Very interesting and well done! It is interesting for me to see how I choose so many providers based primarily on how easy they are to buy from or work with. Chewy.com is a great example, whereby we can order cat food or whatever with a few simple clicks, and get it tomorrow. I was fearful when PetSmart bought this innovative company, but so far they have left them alone. Other sites can be difficult. We do extensive online shopping. For reasons too lengthy to explain, frequently our street address shows up as “not a valid address”, or “incorrect address.” Many sites now allow us to click “Use this address anyway.” Ulta.com not only doesn’t have that button, but one cannot call in to ask them to override the address, as they are not allowed “for security reasons.” ?? Therefore, my wife has migrated to other sites. I have tried to explain to Ulta how they are unnecessarily losing business. American Airlines has vastly improved its site, compared to others who are still cumbersome and confusing. Those companies who catch on, to provide simple and easy, will be the winners.
That’s really interesting about your address, Bill. Weird how a glitch in a GIS layer of these systems effectively makes you an ecommerce persona non grata. The fact that it shows up in multiple sites is interesting too. I wonder if it’s a sign that they are all using the same system.

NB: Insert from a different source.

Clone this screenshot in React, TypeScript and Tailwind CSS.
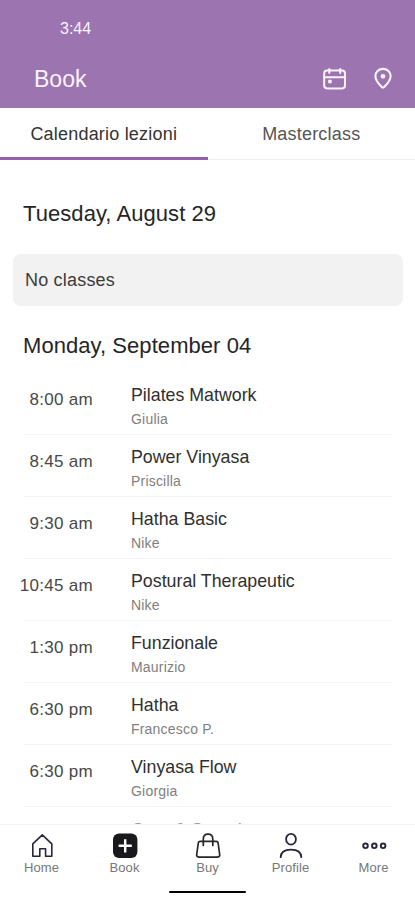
const classes = [
  { time: "8:00 am", name: "Pilates Matwork", teacher: "Giulia" },
  { time: "8:45 am", name: "Power Vinyasa", teacher: "Priscilla" },
  { time: "9:30 am", name: "Hatha Basic", teacher: "Nike" },
  { time: "10:45 am", name: "Postural Therapeutic", teacher: "Nike" },
  { time: "1:30 pm", name: "Funzionale", teacher: "Maurizio" },
  { time: "6:30 pm", name: "Hatha", teacher: "Francesco P." },
  { time: "6:30 pm", name: "Vinyasa Flow", teacher: "Giorgia" },
];

function Header() {
  return (
    <header className="h-[108px] shrink-0 bg-[#9b74b0] text-[#fbf3ff]">
      <div className="pt-[19px] pl-[60px] text-[16px] leading-5">3:44</div>
      <div className="mt-[26px] flex h-7 items-center pr-[22px] pl-[34px]">
        <h1 className="text-[23px] leading-7">Book</h1>
        <svg className="ml-auto" width="24" height="24" viewBox="0 0 24 24" fill="none" stroke="currentColor" strokeWidth="2" strokeLinecap="round">
          <rect x="1.2" y="3.6" width="20.8" height="17.8" rx="2.8" />
          <path d="M1.2 10.3h20.8M6.3 2v4M17.2 2v4" />
          <rect x="5.2" y="12.8" width="3.4" height="3.4" rx="0.5" fill="currentColor" stroke="none" />
        </svg>
        <svg className="ml-[26px]" width="20" height="24" viewBox="0 0 20 24" fill="none" stroke="currentColor" strokeWidth="2.1">
          <path d="M10 1.9c-4.5 0-7.6 3.2-7.6 7.4 0 4.5 3.9 8.2 6.4 10.8.7.7 1.7.7 2.4 0 2.5-2.6 6.4-6.3 6.4-10.8 0-4.2-3.1-7.4-7.6-7.4Z" />
          <circle cx="10" cy="9.3" r="2.4" fill="currentColor" stroke="none" />
        </svg>
      </div>
    </header>
  );
}

function Tabs() {
  return (
    <div className="grid h-[52px] shrink-0 grid-cols-2 text-center text-[18px] leading-[52px] tracking-[0.2px]">
      <div className="h-[52px] border-b-[3px] border-[#9360ac] text-[#333]">Calendario lezioni</div>
      <div className="h-[52px] border-b border-[#eee] text-[#555]">Masterclass</div>
    </div>
  );
}

function ClassRow({ time, name, teacher }: { time: string; name: string; teacher: string }) {
  return (
    <li className="mr-[22px] ml-[23px] flex h-[62px] border-b border-[#f3f3f3]">
      <span className="-ml-[10px] w-20 shrink-0 pt-[17px] text-right text-[17px] leading-5 tracking-[0.3px] whitespace-nowrap text-[#484848]">{time}</span>
      <div className="pt-3 pl-[38px]">
        <p className="text-[17.8px] leading-5 text-[#303030]">{name}</p>
        <p className="mt-[5px] text-[14px] leading-[18px] tracking-[0.2px] text-[#808080]">{teacher}</p>
      </div>
    </li>
  );
}

function HomeIcon() {
  return (
    <svg width="28" height="28" viewBox="0 0 28 28" fill="none" stroke="#28263a" strokeWidth="1.6" strokeLinejoin="round">
      <path d="M4.8 11.8 14.3 2.8l9.5 9v12.4h-6.2v-7.4h-5.8v7.4h-7Z" />
    </svg>
  );
}

function BookIcon() {
  return (
    <svg width="28" height="28" viewBox="0 0 28 28" fill="none">
      <rect x="2" y="1.6" width="24.4" height="24.4" rx="6" fill="#19181c" />
      <path d="M14.2 7.2v13.2M7.6 13.8h13.2" stroke="white" strokeWidth="2.4" />
    </svg>
  );
}

function BuyIcon() {
  return (
    <svg width="28" height="28" viewBox="0 0 28 28" fill="none" stroke="#28262d" strokeWidth="1.7" strokeLinecap="round" strokeLinejoin="round">
      <path d="M6.2 9.4h16c1 0 1.7.6 1.9 1.6l1.6 11.5c.2 1.6-.8 2.6-2.4 2.6H5.1c-1.6 0-2.6-1-2.4-2.6L4.3 11c.2-1 .9-1.6 1.9-1.6Z" />
      <path d="M9.3 13.5V7c0-3 1.8-4.8 4.7-4.8S18.8 4 18.8 7v6.5" />
    </svg>
  );
}

function ProfileIcon() {
  return (
    <svg width="28" height="28" viewBox="0 0 28 28" fill="none" stroke="#28263a" strokeWidth="1.8" strokeLinecap="round">
      <ellipse cx="14" cy="7.2" rx="4.9" ry="5.4" />
      <path d="M3.7 25.2c.2-5 4.2-7.6 10.3-7.6s10.1 2.6 10.3 7.6" />
    </svg>
  );
}

function MoreIcon() {
  return (
    <svg width="28" height="28" viewBox="0 0 28 28" fill="none" stroke="#28263a" strokeWidth="1.9">
      <circle cx="5.5" cy="13.8" r="2.3" />
      <circle cx="14.3" cy="13.8" r="2.3" />
      <circle cx="23.1" cy="13.8" r="2.3" />
    </svg>
  );
}

const navItems = [
  { label: "Home", Icon: HomeIcon },
  { label: "Book", Icon: BookIcon },
  { label: "Buy", Icon: BuyIcon },
  { label: "Profile", Icon: ProfileIcon },
  { label: "More", Icon: MoreIcon },
];

function BottomNav() {
  return (
    <nav className="h-[76px] shrink-0 border-t border-[#f3f3f3] bg-white">
      <div className="grid grid-cols-5 pt-[7px]">
        {navItems.map(({ label, Icon }) => (
          <div key={label} className="flex flex-col items-center">
            <Icon />
            <span className="text-[13px] leading-4 tracking-[0.1px] text-[#777]">{label}</span>
          </div>
        ))}
      </div>
      <div className="mx-auto mt-[15px] h-[2px] w-[77px] rounded-full bg-black" />
    </nav>
  );
}

export default function App() {
  return (
    <div className="flex h-[900px] w-[415px] flex-col overflow-hidden bg-white font-['Liberation_Sans',sans-serif]">
      <Header />
      <Tabs />
      <main className="min-h-0 flex-1 overflow-hidden">
        <h2 className="mt-10 ml-[23px] text-[22px] leading-7 tracking-[0.06px] text-[#252525]">Tuesday, August 29</h2>
        <div className="mt-[26px] mr-3 ml-[13px] flex h-[52px] items-center rounded-lg bg-[#f2f2f2] pl-3 text-[18px] tracking-[0.2px] text-[#3c3c3c]">
          No classes
        </div>
        <h2 className="mt-[26px] ml-[23px] text-[22px] leading-7 tracking-[0.06px] text-[#252525]">Monday, September 04</h2>
        <ul className="mt-[13px]">
          {classes.map((item) => (
            <ClassRow key={item.name} {...item} />
          ))}
          {/* Next class, mostly behind the bottom nav */}
          <li className="pt-[13px] pl-[131px] text-[17.8px] leading-5 text-[#999]">Core &amp; Stretch</li>
        </ul>
      </main>
      <BottomNav />
    </div>
  );
}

And yes, the service companies that nail these interfaces are the ones that will actually be around tomorrow. The others? Probably not.
Through all of my research in the address thing, I have learned that the USPS maintains an address database that UPS, FedEx, and most all online companies draw from. Unfortunately, I have the same issue at our other home in Colorado, as well. Imagine trying to correct something like this with USPS, which is why after numerous meetings and conversations over several years, the problem still exists.
Wow, that must be incredibly frustrating, Bill. You’d think that they’d have some sort of process for handling this.